Suddenly, I started to take the technology seriously.

Arizona-based Local Motors plans to take a great leap forward with the launch of a 3D printed car next year (click here for their website).

Dubbed the “Strati” (layers in Italian), the vehicle is made of reinforced carbon fiber thermoplastic, or ABS. It has one fifth the weight of steel with ten times the strength. You can pick up the car with two hands.

The company planned to build two versions of its vehicle during the first quarter of 2016. One would be a low-speed battery car or so-called neighborhood electric vehicle priced between $18,000 and $30,000. Faster, higher-priced versions would come later.
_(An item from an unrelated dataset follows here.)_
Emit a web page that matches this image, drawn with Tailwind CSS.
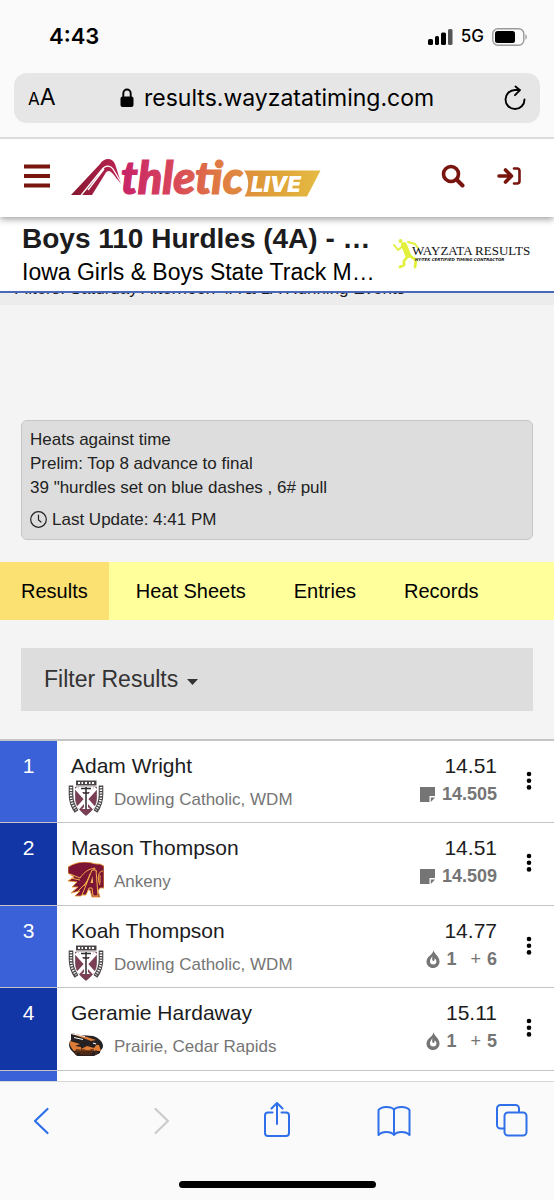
<!DOCTYPE html>
<html lang="en">
<head>
<meta charset="utf-8">
<meta name="viewport" content="width=device-width, initial-scale=1">
<title>Boys 110 Hurdles (4A)</title>
<script src="https://cdn.jsdelivr.net/npm/@tailwindcss/browser@4"></script>
</head>
<body class="bg-[#f4f4f4] text-[#1c1c1e] font-['Liberation_Sans',Arial,sans-serif]">
<svg class="hidden" aria-hidden="true">
  <symbol id="crest" viewBox="0 0 36 36">
    <path d="M8 .5h20.500v5H8z" fill="#4a4648"/>
    <path d="M10 3h2m1.500 0h1.500m2 0h2m2 0h1.500m1.500 0h2" stroke="#fff" stroke-width="1.800"/>
    <path d="M3 5.500v9c0 6 2 12 5.500 17M33 5.500v9c0 6-2 12-5.500 17" fill="none" stroke="#4a4648" stroke-width="4.600"/>
    <path d="M3 7v8c0 6 2 11 5 15M33 7v8c0 6-2 11-5 15" fill="none" stroke="#fff" stroke-width="2.400" stroke-dasharray="1.300 1.300"/>
    <path d="M7.500 7h21V18c0 8-4.500 13-10.500 17.500C12 31 7.500 26 7.500 18z" fill="#7a3f55" stroke="#5d3344" stroke-width=".6"/>
    <path d="M8 8l18 20M28 8L10 28" stroke="#fff" stroke-width="3.500"/>
    <path d="M10 7h16l-3 5h-3v15l2 2h-8l2-2V12h-3z" fill="#fff"/>
    <path d="M13 8.500h10M18 7v22M15.500 13h5" stroke="#2e2a2c" stroke-width="1.500"/>
  </symbol>
  <symbol id="hawk" viewBox="0 0 36 36">
    <path d="M0 5C8 0 17-1 24 1c3 1 5 1 8 1l4 2v22h-4l-2 3 2 6h-8l-2-7h-4l-5 6H7l5-5-9 2 7-6-6 0 5-5-9-1 6-4-6-4z" fill="#7c1435" stroke="#eaa03a" stroke-width=".9"/>
    <path d="M2 12l10 4M3 16l9 2M12 16c5-7 9-9 15-10L16 24M9 30l8-8 4-5M22 12l-4 10h5zM29 9c-4 3-4 12-1 17M35 9c-5 0-6 8-3 14M32 13v8" fill="none" stroke="#f3b04a" stroke-width="1"/>
    <path d="M14 33l10-25h4l2 26h-5l-1-8h-3l-3 7z" fill="#7c1435" stroke="#f3b04a" stroke-width="1"/>
    <path d="M22.500 21l2-7 .5 7z" fill="#f7c65f"/>
  </symbol>
  <symbol id="prairie" viewBox="0 0 36 36">
    <path d="M3 6l9 2 13 1c6 2 10 6 10 10 0 3-3 4-3 7l-6 3H9l-6-6c-3-4-2-8 0-10z" fill="#252122"/>
    <path d="M1 6l14 5 8 3 5-1-9-3zM2 14l10 3-5 2 6 1 6-3 12 1 2 6H6c-3-3-5-7-4-10z" fill="#df7c35"/>
    <path d="M3 6.500l14 3M6 10.500l9 2" stroke="#fff" stroke-width="1"/>
    <path d="M13 17l8-3 8 3-3 4-7-2-6 3z" fill="#252122"/>
    <path d="M8 23v5m0-5h3v2H8m5 3v-5h3v2h-3l3 3m2-5-1 5m2-5v5m2-5v5m2 0v-5h3m-3 2h2m3-2v5" fill="none" stroke="#5a2c14" stroke-width="1.400"/>
    <path d="M25 16l3 1" stroke="#fff" stroke-width="1.200"/>
  </symbol>
  <symbol id="note" viewBox="0 0 15 15"><path d="M0 0h15v9H9.500v6H0z" fill="#757575"/><path d="M15 10.500L10.800 15v-4.500z" fill="#757575"/></symbol>
  <symbol id="flame" viewBox="0 0 14 18"><path d="M7.500 0C8 4 13.500 6 13.500 11.500c0 4-3 6.500-6.500 6.500S.5 15.500.5 11.500C.5 9 2 7 4 5.500 6 4 7.300 2 7.500 0z" fill="#757575"/><path d="M6.500 6C5.500 8 4 9 4 11.300a3.200 3.200 0 0 0 6.400 0c0-1.500-1-2.300-1.800-3 .2 1.500-.2 2.600-1.100 2.600C6 10.900 6 8.500 6.500 6z" fill="#fff"/></symbol>
  <symbol id="dots" viewBox="0 0 6 20"><circle cx="3" cy="3" r="2.300"/><circle cx="3" cy="9.700" r="2.300"/><circle cx="3" cy="16.400" r="2.300"/></symbol>
</svg>

<div class="flex h-screen flex-col overflow-hidden">
  <header class="shrink-0 border-b-2 border-[#dcdcdc] bg-[#fafafa] text-black font-['Inter',sans-serif]">
    <div class="flex h-[73px] items-center justify-between pl-[49px] pr-[26px]">
      <span class="text-[22px] font-semibold">4:43</span>
      <div class="flex items-center">
        <svg class="mr-2 h-4 w-[25px]" viewBox="0 0 25 16"><rect y="10" width="5" height="6" rx="1.500"/><rect x="7" y="7" width="4" height="9" rx="1.500"/><rect x="13" y="3.500" width="5" height="12.500" rx="1.500"/><rect x="20" width="4.500" height="16" rx="1.500" fill="#555"/></svg>
        <span class="mr-2 text-[17px] font-medium">5G</span>
        <svg class="h-[18px] w-[36px]" viewBox="0 0 36 18"><rect x=".8" y=".8" width="31" height="16.400" rx="5" fill="none" stroke="#9a9a9a" stroke-width="1.400"/><rect x="3" y="3" width="20" height="12" rx="2.500"/><path d="M33.500 6q2.500 3 0 6z" fill="#888"/></svg>
      </div>
    </div>
    <div class="px-[14px] pb-[14px]">
      <div class="flex h-[50px] items-center justify-between rounded-[13px] bg-[#e6e6e6] px-[14px]">
        <button type="button" aria-label="Page settings" class="w-8 whitespace-nowrap text-left leading-6"><span class="text-[17px]">A</span><span class="text-[23px]">A</span></button>
        <div class="flex items-center gap-[10px]">
          <svg class="h-5 w-[14px]" viewBox="0 0 14 20"><rect x=".5" y="8.500" width="13" height="10.500" rx="2"/><path d="M3.300 9V5.500a3.700 4 0 0 1 7.400 0V9" fill="none" stroke="#000" stroke-width="1.900"/></svg>
          <label for="url" class="sr-only">Address</label>
          <input id="url" type="text" value="results.wayzatatiming.com" class="w-[300px] bg-transparent text-[23px] leading-8 outline-none">
        </div>
        <button type="button" aria-label="Reload"><svg class="h-[26px] w-[22px]" viewBox="0 0 22 26" fill="none" stroke="#000" stroke-width="1.900" stroke-linecap="round" stroke-linejoin="round"><path d="M20.500 14.500A9.500 9.500 0 1 1 11 5h5M11.500 1.500L16 5.200l-5 5"/></svg></button>
      </div>
    </div>
  </header>

  <main class="min-h-0 flex-1 overflow-hidden">
    <div class="relative z-10 flex h-[78px] items-center bg-white pl-6 pr-[33px] shadow-[0_2px_7px_rgba(0,0,0,0.4)]">
      <button type="button" aria-label="Menu" class="pb-1"><svg class="h-6 w-[26px]" viewBox="0 0 26 24" fill="#78150f"><rect width="26" height="4" y=".5"/><rect width="26" height="4" y="10"/><rect width="26" height="4" y="19.500"/></svg></button>
      <a href="#" class="ml-5" aria-label="AthleticLIVE home">
        <svg class="h-11 w-[252px]" viewBox="70 156 252 44">
          <defs>
            <linearGradient id="mark" x1="0" x2="1"><stop stop-color="#84172f"/><stop offset="1" stop-color="#bd2452"/></linearGradient>
            <linearGradient id="word" gradientUnits="userSpaceOnUse" x1="122" x2="320" y1="0" y2="0"><stop stop-color="#c62367"/><stop offset=".25" stop-color="#d8445a"/><stop offset=".5" stop-color="#e07c42"/><stop offset=".75" stop-color="#dea037"/><stop offset="1" stop-color="#e5bb43"/></linearGradient>
          </defs>
          <path d="M71 195L100 164C104 158 112 157 115 164L121.500 184C117 180 112 171 109 171C107 171 106 172 105 174L92 195z" fill="url(#mark)"/>
          <path d="M80.500 196L102 169.500C106 164 111 166 113 169L122 184M88 190L104 169" stroke="#fff" stroke-width="1.300" fill="none"/>
          <text x="121" y="194" font-family="Lato" font-size="45" font-weight="900" font-style="italic" fill="url(#word)" stroke="url(#word)" stroke-width="1.200">thletic</text>
          <path d="M244 170.500h76.500L307 196.500h-62.500c5-8 5-19-.5-26z" fill="url(#word)"/>
          <text x="251" y="191.500" font-family="Inter" font-size="22" font-weight="900" font-style="italic" fill="#fff">LIVE</text>
        </svg>
      </a>
      <div class="ml-auto flex items-center gap-8 pb-1 text-[#78150f]">
        <button type="button" aria-label="Search"><svg class="h-6 w-6" viewBox="0 0 24 24" fill="none" stroke="currentColor"><circle cx="10" cy="10" r="7.500" stroke-width="3.600"/><path d="M15.500 15.500l6 6" stroke-width="4" stroke-linecap="round"/></svg></button>
        <button type="button" aria-label="Log in"><svg class="h-5 w-6" viewBox="0 0 24 20" fill="none" stroke="currentColor" stroke-width="3.600" stroke-linecap="round" stroke-linejoin="round"><path d="M2 10h12M8.500 4L14.500 10l-6 6"/><path d="M17 2.500h3a2.500 2.500 0 0 1 2.500 2.500v10a2.500 2.500 0 0 1-2.500 2.500h-3" stroke-width="2.600"/></svg></button>
      </div>
    </div>

    <div class="flex h-[76px] items-center justify-between border-b-2 border-[#4a68b8] bg-white pl-[22px] pr-[23px]">
      <div class="min-w-0 pt-1 whitespace-nowrap">
        <h1 class="text-[28px] leading-8 font-bold">Boys 110 Hurdles (4A) - …</h1>
        <p class="text-[23px] leading-[34px] text-black">Iowa Girls &amp; Boys State Track M…</p>
      </div>
      <svg class="h-8 w-[140px] shrink-0" viewBox="391 239 140 32" role="img" aria-label="Wayzata Results">
        <g fill="none" stroke="#e2f03c" stroke-linecap="round" stroke-linejoin="round">
          <path d="M404 246l4 10" stroke-width="6"/><path d="M403 247l-5 4-4-5M408 243l7 2 3 4" stroke-width="2"/><path d="M408 257l-4 5 0 4-4 2M410 257l6 4-1 7" stroke-width="2.800"/><circle cx="400.500" cy="242" r="1" stroke-width="2"/>
        </g>
        <text x="412" y="256" font-family="Liberation Serif" font-size="13" fill="#111">WAYZATA RESULTS</text>
        <text x="415" y="262" font-family="DejaVu Sans" font-size="4" font-style="italic" font-weight="700" fill="#222">HY-TEK CERTIFIED TIMING CONTRACTOR</text>
      </svg>
    </div>
    <div class="flex h-3 items-end overflow-hidden bg-[#ececec] px-[14px] pb-[6px]">
      <p class="whitespace-nowrap text-[17px] leading-5">Filters: Saturday Afternoon 4A &amp; 1A Running Events</p>
    </div>

    <section class="mx-[21px] mt-[115px] rounded-md border border-[#c6c6c6] bg-[#dddddd] px-2 py-[7px] text-[17px] leading-6 text-[#222]">
      <p>Heats against time</p>
      <p>Prelim: Top 8 advance to final</p>
      <p>39 "hurdles set on blue dashes , 6# pull</p>
      <p class="mt-2 flex items-center gap-1"><svg class="h-[18px] w-[18px]" viewBox="0 0 18 18" fill="none" stroke="#222" stroke-width="1.200" stroke-linecap="round"><circle cx="8.500" cy="8.500" r="7.800"/><path d="M8.500 4v5l2.500 2"/></svg>Last Update: 4:41 PM</p>
    </section>

    <nav class="mt-[22px] flex h-[58px] bg-[#ffff9c] text-[20px] text-black">
      <a href="#" aria-current="page" class="mr-[3px] flex items-center bg-[#fae172] px-[21px]">Results</a>
      <a href="#" class="flex items-center px-6">Heat Sheets</a>
      <a href="#" class="flex items-center px-6">Entries</a>
      <a href="#" class="flex items-center px-6">Records</a>
    </nav>

    <div class="mt-7 px-[21px]">
      <button type="button" class="flex h-[63px] w-full items-center gap-[9px] bg-[#dddddd] px-[23px] text-[23px] text-[#333]">Filter Results <svg class="mt-1 h-[6px] w-[11px]" viewBox="0 0 11 6"><path d="M0 0h11L5.500 6z" fill="#333"/></svg></button>
    </div>

    <table class="mt-7 w-full border-separate border-spacing-0 bg-white text-[21px] leading-7 [&_td]:border-t [&_td]:border-[#c4c4c4] [&_td]:p-0 [&_td]:align-top">
      <tbody>
        <tr class="h-[83px] [&>td]:border-t-2">
          <td class="w-[57px] bg-[#3a61d8]"><div class="pt-[11px] text-center text-white">1</div></td>
          <td><div class="pt-[11px] pl-[14px]">Adam Wright</div>
            <div class="flex items-center gap-[10px] pl-[11px]"><svg class="h-9 w-9"><use href="#crest"/></svg><span class="pt-1 text-[17px] text-[#757575]">Dowling Catholic, WDM</span></div></td>
          <td class="w-[130px]"><div class="pt-[11px] text-right">14.51</div><div class="mt-[2px] flex items-center justify-end gap-[7px] text-[18px] leading-6 font-bold text-[#757575]"><svg class="h-[15px] w-[15px]"><use href="#note"/></svg>14.505</div></td>
          <td class="w-[57px]"><button type="button" aria-label="More" class="mt-[30px] ml-[29px] block"><svg class="h-5 w-[6px]"><use href="#dots"/></svg></button></td>
        </tr>
        <tr class="h-[83px]">
          <td class="bg-[#1336a6]"><div class="pt-[11px] text-center text-white">2</div></td>
          <td><div class="pt-[11px] pl-[14px]">Mason Thompson</div>
            <div class="flex items-center gap-[10px] pl-[11px]"><svg class="h-9 w-9"><use href="#hawk"/></svg><span class="pt-1 text-[17px] text-[#757575]">Ankeny</span></div></td>
          <td><div class="pt-[11px] text-right">14.51</div><div class="mt-[2px] flex items-center justify-end gap-[7px] text-[18px] leading-6 font-bold text-[#757575]"><svg class="h-[15px] w-[15px]"><use href="#note"/></svg>14.509</div></td>
          <td><button type="button" aria-label="More" class="mt-[30px] ml-[29px] block"><svg class="h-5 w-[6px]"><use href="#dots"/></svg></button></td>
        </tr>
        <tr class="h-[82px]">
          <td class="bg-[#3a61d8]"><div class="pt-[11px] text-center text-white">3</div></td>
          <td><div class="pt-[11px] pl-[14px]">Koah Thompson</div>
            <div class="flex items-center gap-[10px] pl-[11px]"><svg class="h-9 w-9"><use href="#crest"/></svg><span class="pt-1 text-[17px] text-[#757575]">Dowling Catholic, WDM</span></div></td>
          <td><div class="pt-[11px] text-right">14.77</div><div class="mt-[2px] flex items-center justify-end text-[18px] leading-6 font-bold text-[#757575]"><svg class="mr-[6px] h-[18px] w-[14px]"><use href="#flame"/></svg>1<span class="mr-[6px] ml-[14px] font-normal">+</span>6</div></td>
          <td><button type="button" aria-label="More" class="mt-[30px] ml-[29px] block"><svg class="h-5 w-[6px]"><use href="#dots"/></svg></button></td>
        </tr>
        <tr class="h-[83px]">
          <td class="bg-[#1336a6]"><div class="pt-[11px] text-center text-white">4</div></td>
          <td><div class="pt-[11px] pl-[14px]">Geramie Hardaway</div>
            <div class="flex items-center gap-[10px] pl-[11px]"><svg class="h-9 w-9"><use href="#prairie"/></svg><span class="pt-1 text-[17px] text-[#757575]">Prairie, Cedar Rapids</span></div></td>
          <td><div class="pt-[11px] text-right">15.11</div><div class="mt-[2px] flex items-center justify-end text-[18px] leading-6 font-bold text-[#757575]"><svg class="mr-[6px] h-[18px] w-[14px]"><use href="#flame"/></svg>1<span class="mr-[6px] ml-[14px] font-normal">+</span>5</div></td>
          <td><button type="button" aria-label="More" class="mt-[30px] ml-[29px] block"><svg class="h-5 w-[6px]"><use href="#dots"/></svg></button></td>
        </tr>
        <tr class="h-[83px]"><td class="bg-[#3a61d8]"></td><td></td><td></td><td></td></tr>
      </tbody>
    </table>
  </main>

  <footer class="flex h-[119px] shrink-0 flex-col items-center justify-between border-t border-[#d8d8d8] bg-[#fafafa] pb-3">
    <div class="flex w-full items-center justify-between pl-[32px] pr-[26px] pt-[20px] text-[#2f70ea]">
      <button type="button" aria-label="Back"><svg class="h-9 w-[18px]" viewBox="0 0 18 36" fill="none" stroke="currentColor" stroke-width="2.200" stroke-linecap="round" stroke-linejoin="round"><path d="M15.500 7L3 19l12.500 12"/></svg></button>
      <button type="button" aria-label="Forward" disabled class="ml-[17px] text-[#cbcbcb]"><svg class="h-9 w-[18px]" viewBox="0 0 18 36" fill="none" stroke="currentColor" stroke-width="2.200" stroke-linecap="round" stroke-linejoin="round"><path d="M3.500 7L16 19 3.500 31"/></svg></button>
      <button type="button" aria-label="Share" class="ml-2"><svg class="h-9 w-[28px]" viewBox="0 0 28 36" fill="none" stroke="currentColor" stroke-width="2" stroke-linecap="round" stroke-linejoin="round"><path d="M9.500 10.500H5a3 3 0 0 0-3 3V31a3 3 0 0 0 3 3h18a3 3 0 0 0 3-3V13.500a3 3 0 0 0-3-3h-4.500M14 22V1.500M8.500 6.500L14 1l5.500 5.500"/></svg></button>
      <button type="button" aria-label="Bookmarks" class="ml-px"><svg class="h-9 w-[34px]" viewBox="0 0 34 36" fill="none" stroke="currentColor" stroke-width="2" stroke-linecap="round" stroke-linejoin="round"><path d="M17 7.500V33M1.500 33V8C4.500 4 14 4 17 7.500c3-3.500 12.500-3.500 15.500.5v25c-3.500-4-12.500-4-15.500 0-3-4-12-4-15.500 0"/></svg></button>
      <button type="button" aria-label="Tabs"><svg class="h-9 w-8" viewBox="0 0 32 36" fill="none" stroke="currentColor" stroke-width="2" stroke-linecap="round" stroke-linejoin="round"><rect x="8.500" y="10.500" width="22" height="23" rx="3.500"/><path d="M8 26.500H4.500A3.500 3.500 0 0 1 1 23V6.500A3.500 3.500 0 0 1 4.500 3h15A3.500 3.500 0 0 1 23 6.500V10"/></svg></button>
    </div>
    <div class="h-[7px] w-[197px] rounded-full bg-black"></div>
  </footer>
</div>
</body>
</html>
While the entry costs to the auto industry are legendarily high, in the billions of dollars, Local Motors’ upfront expenses are miniscule by comparison. The 49 foot long printer needed to print the body costs only $50,000.

Oak Ridge National Labs in Tennessee is a partner in the project which helped develop the monster printer. Nuclear weapons historians will recall them as the first refiner of U-235 during WWII.

It is the first effort to fundamentally change the way cars are put together since Henry Ford modernized the auto assembly line 100 years ago.

Local Motors is an internet creation all the way. It obtained its original funding through crowdsourcing, and held an international contest to find a design.  An Italian won, hence the name.

It’s hard to see the Strati threatening the Tesla (TSLA), or any conventional car manufacturer any time soon. The current car is not yet street legal, and only does 40 miles per hour.

There is no great trading or investment play here yet. It is still early days. Give it a year or two.

However, it could be a hint of great things to come. I’ll take mine in black.